Even though DTS:X is focused on home theater, what if "interactivity" meant that DTS was thinking of bringing some of the technology of DTS:X to a broader set of solutions? Auro-3D's platform, for example, isn't limited to just home theater. The technology can be implemented in automotive, gaming, and mobile device solutions. It's therefore not out of the realm of possibility that DTS may offer DTS:X as a technology solution to interactive applications and gaming. We like the fact that DTS is offering usable features that will benefit consumers beyond just having them add more speakers for a height effect.
So What's Next?
Much of what we've said is pure speculation and it will be very interesting to see how close we've come to anticipating DTS' forthcoming product launch. Nevertheless, whatever DTS has in store for its new object-oriented codec, the technology has certainly garnered the attention and commitment of the best AV receiver and processor manufacturers in the market—some of whom have not yet announced or made any commitments to support Dolby Atmos or Auro-3D. Perhaps that statement says more about DTS:X than anything else. DTS seems committed to making DTS:X a consumer-friendly format as opposed to adopting a cinema format for the home. They also appear to be working with Auro for more unified speaker placement options so that consumers won't have to reconfigure their speaker layout each time they switch between formats. Will Dolby jump on board with this as well or stay fixated on their upfiring speakers and/or fixed in-ceiling configurations?

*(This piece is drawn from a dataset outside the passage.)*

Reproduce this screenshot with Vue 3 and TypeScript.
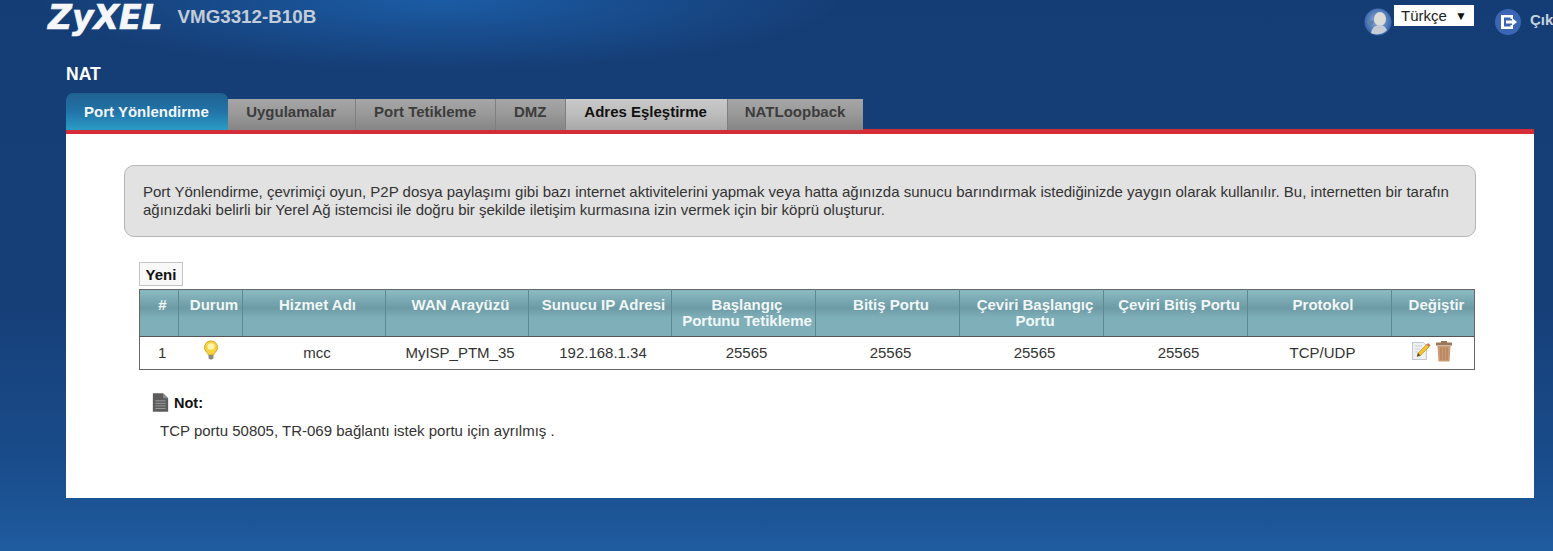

Stay glued to our site as we bring you the latest from DTS and discuss how three competing next generation immersive surround sound codecs can coexist or NOT in today's home theater market that is demanding LESS not MORE speakers. It would appear DTS is on the right path with DTS:X for universal consumer adoption that will benefit everyone, not just the niche running a speaker configuration beyond 7.1.